• WHAT TO DO:
Pick every line with "this" from the material below.

start

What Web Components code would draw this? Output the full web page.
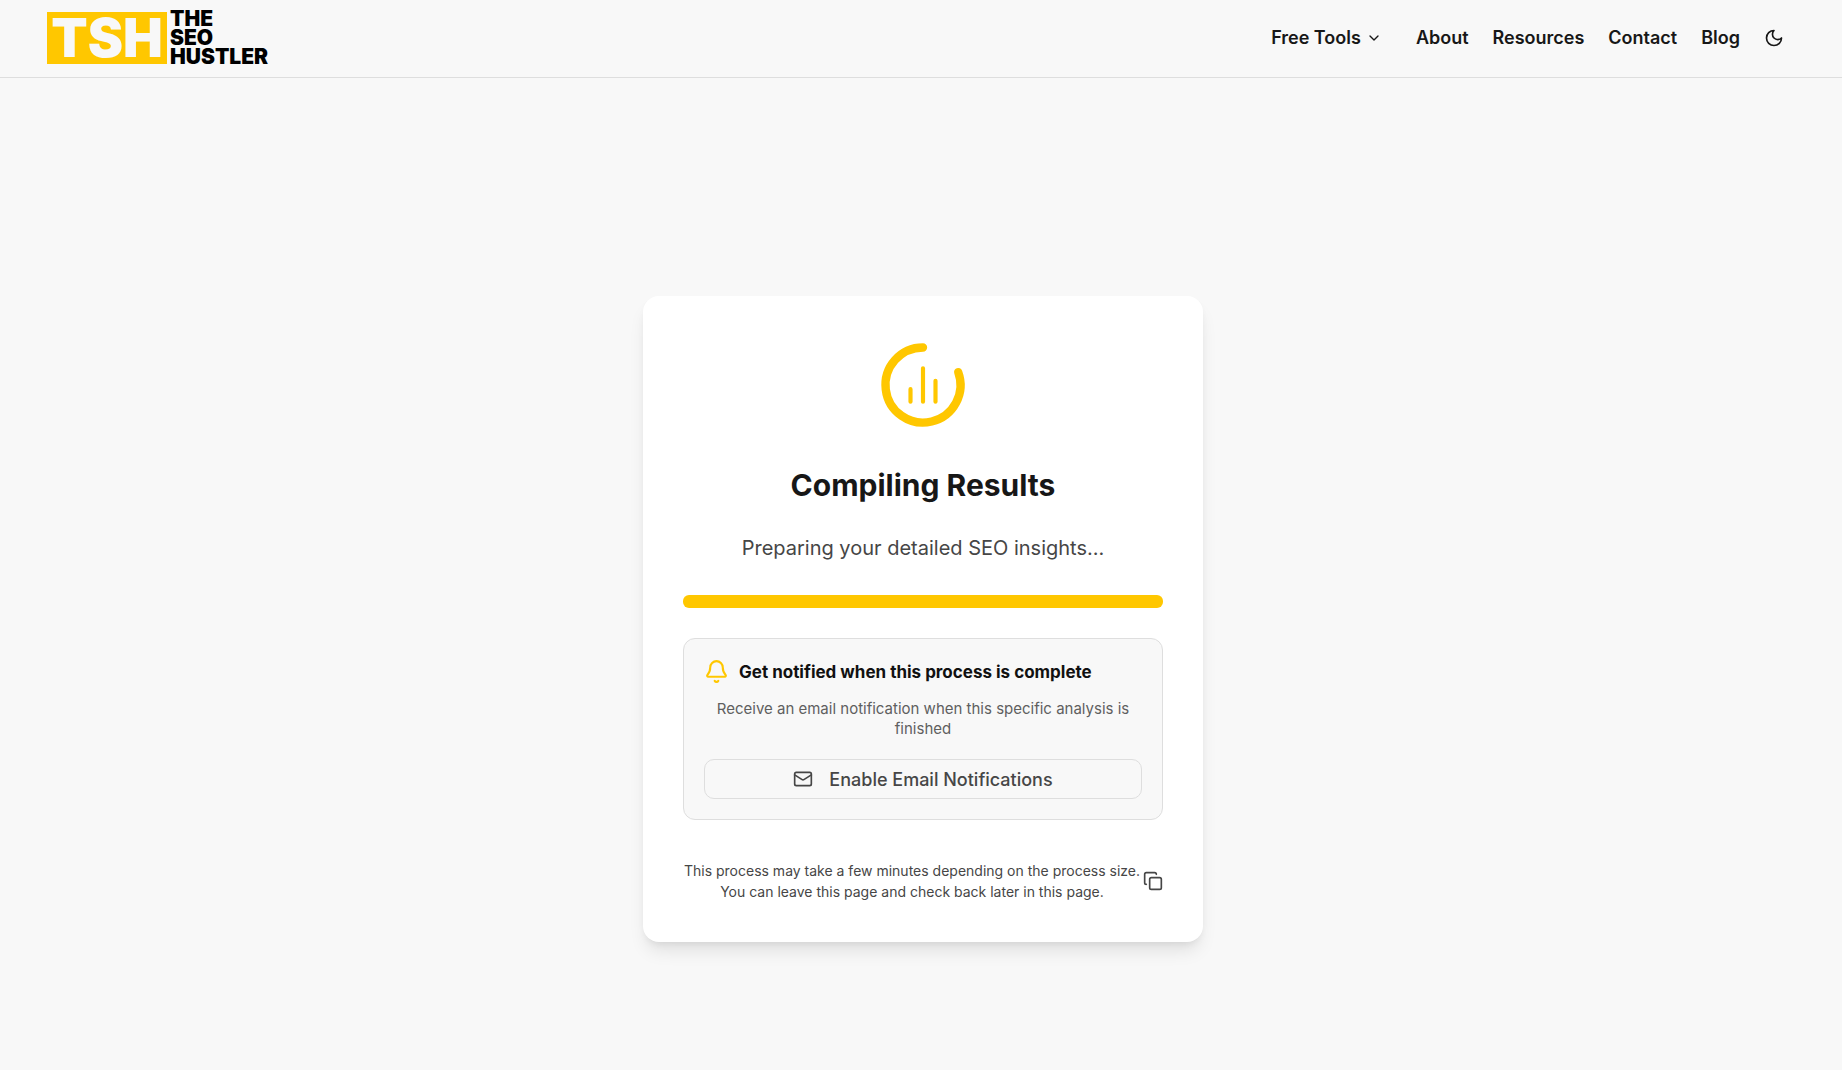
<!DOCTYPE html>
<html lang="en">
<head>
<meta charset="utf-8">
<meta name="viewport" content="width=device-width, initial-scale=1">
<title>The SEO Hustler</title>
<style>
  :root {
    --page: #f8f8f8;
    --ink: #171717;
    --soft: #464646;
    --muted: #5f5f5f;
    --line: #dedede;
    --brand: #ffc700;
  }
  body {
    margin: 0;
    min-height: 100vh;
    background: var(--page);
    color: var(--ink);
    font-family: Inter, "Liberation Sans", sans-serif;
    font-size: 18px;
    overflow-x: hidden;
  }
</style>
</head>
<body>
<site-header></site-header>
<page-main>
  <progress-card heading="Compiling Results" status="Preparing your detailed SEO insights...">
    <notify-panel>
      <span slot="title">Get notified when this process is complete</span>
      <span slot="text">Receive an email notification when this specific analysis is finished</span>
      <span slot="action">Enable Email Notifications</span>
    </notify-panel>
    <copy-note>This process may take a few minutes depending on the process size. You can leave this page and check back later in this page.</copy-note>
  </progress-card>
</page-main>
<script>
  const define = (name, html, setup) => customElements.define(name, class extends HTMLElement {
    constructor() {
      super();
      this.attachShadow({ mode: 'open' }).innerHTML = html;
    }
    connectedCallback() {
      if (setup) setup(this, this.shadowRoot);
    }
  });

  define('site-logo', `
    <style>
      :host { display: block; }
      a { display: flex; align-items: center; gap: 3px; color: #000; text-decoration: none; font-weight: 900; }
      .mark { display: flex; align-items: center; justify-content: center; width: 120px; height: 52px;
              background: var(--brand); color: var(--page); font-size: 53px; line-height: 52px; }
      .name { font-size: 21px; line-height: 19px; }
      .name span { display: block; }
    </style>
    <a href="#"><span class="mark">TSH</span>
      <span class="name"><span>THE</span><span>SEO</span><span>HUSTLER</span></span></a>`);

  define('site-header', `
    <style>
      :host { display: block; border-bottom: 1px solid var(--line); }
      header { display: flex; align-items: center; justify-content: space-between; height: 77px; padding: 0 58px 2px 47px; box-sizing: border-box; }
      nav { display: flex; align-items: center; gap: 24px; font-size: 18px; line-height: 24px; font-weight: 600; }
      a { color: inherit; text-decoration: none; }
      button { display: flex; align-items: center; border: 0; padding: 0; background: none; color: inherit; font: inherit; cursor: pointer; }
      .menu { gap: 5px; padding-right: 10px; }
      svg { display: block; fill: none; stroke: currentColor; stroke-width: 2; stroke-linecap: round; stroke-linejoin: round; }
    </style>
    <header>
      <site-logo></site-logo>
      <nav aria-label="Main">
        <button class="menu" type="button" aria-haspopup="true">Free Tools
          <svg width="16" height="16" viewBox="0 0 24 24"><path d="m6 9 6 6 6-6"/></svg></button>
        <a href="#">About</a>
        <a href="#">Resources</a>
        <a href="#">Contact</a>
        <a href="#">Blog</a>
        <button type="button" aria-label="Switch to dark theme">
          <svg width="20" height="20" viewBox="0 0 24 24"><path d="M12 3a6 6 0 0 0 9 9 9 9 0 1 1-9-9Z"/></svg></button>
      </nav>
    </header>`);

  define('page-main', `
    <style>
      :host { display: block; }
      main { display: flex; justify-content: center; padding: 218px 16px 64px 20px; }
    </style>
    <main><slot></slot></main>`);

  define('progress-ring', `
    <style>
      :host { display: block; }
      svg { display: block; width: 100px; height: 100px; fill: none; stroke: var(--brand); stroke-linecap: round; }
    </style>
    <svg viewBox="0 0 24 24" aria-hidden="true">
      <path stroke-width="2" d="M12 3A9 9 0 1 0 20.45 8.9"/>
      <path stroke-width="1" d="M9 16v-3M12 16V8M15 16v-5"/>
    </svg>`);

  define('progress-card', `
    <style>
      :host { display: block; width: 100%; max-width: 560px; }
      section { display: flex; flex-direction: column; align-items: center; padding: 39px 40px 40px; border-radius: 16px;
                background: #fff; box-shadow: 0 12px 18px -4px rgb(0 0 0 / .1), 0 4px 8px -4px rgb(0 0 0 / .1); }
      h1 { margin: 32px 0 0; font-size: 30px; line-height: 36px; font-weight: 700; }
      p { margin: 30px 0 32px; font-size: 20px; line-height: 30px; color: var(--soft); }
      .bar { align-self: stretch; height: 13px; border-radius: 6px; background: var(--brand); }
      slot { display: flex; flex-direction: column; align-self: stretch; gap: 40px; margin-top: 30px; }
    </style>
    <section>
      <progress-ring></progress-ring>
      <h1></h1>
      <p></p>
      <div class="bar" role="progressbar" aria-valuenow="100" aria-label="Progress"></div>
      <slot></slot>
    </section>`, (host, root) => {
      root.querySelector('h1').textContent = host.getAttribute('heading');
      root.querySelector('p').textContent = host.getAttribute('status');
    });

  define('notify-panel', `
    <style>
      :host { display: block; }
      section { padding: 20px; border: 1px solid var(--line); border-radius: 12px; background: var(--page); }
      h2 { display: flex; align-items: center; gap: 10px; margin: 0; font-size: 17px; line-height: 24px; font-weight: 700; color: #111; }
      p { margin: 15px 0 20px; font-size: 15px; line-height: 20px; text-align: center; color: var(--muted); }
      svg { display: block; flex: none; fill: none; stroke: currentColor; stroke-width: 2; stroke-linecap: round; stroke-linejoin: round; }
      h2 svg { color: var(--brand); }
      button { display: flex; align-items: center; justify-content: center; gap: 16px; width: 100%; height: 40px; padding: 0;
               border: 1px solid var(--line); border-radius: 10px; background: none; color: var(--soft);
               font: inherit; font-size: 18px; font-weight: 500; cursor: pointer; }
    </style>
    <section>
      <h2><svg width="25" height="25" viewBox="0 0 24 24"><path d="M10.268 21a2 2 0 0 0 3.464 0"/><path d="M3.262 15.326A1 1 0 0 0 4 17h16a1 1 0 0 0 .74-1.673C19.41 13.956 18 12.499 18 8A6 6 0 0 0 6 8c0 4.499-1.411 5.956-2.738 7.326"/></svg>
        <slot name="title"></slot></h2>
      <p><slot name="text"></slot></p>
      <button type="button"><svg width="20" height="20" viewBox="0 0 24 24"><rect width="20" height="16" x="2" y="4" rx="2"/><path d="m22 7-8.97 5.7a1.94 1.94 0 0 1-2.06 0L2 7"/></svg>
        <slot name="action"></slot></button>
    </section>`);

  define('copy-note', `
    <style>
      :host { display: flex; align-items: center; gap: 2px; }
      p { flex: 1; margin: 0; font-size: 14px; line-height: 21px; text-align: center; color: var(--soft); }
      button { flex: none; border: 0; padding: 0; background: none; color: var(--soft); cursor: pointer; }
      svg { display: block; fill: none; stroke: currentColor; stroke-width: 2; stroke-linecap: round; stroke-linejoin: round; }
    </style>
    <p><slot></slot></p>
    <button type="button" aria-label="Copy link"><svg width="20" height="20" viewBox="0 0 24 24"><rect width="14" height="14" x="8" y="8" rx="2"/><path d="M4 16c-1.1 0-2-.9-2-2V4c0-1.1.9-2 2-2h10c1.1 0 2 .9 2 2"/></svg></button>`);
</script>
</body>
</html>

end

• TASK RESULT:
What Web Components code would draw this? Output the full web page.
      <span slot="title">Get notified when this process is complete</span>
      <span slot="text">Receive an email notification when this specific analysis is finished</span>
    <copy-note>This process may take a few minutes depending on the process size. You can leave this page and check back later in this page.</copy-note>
      this.attachShadow({ mode: 'open' }).innerHTML = html;
      if (setup) setup(this, this.shadowRoot);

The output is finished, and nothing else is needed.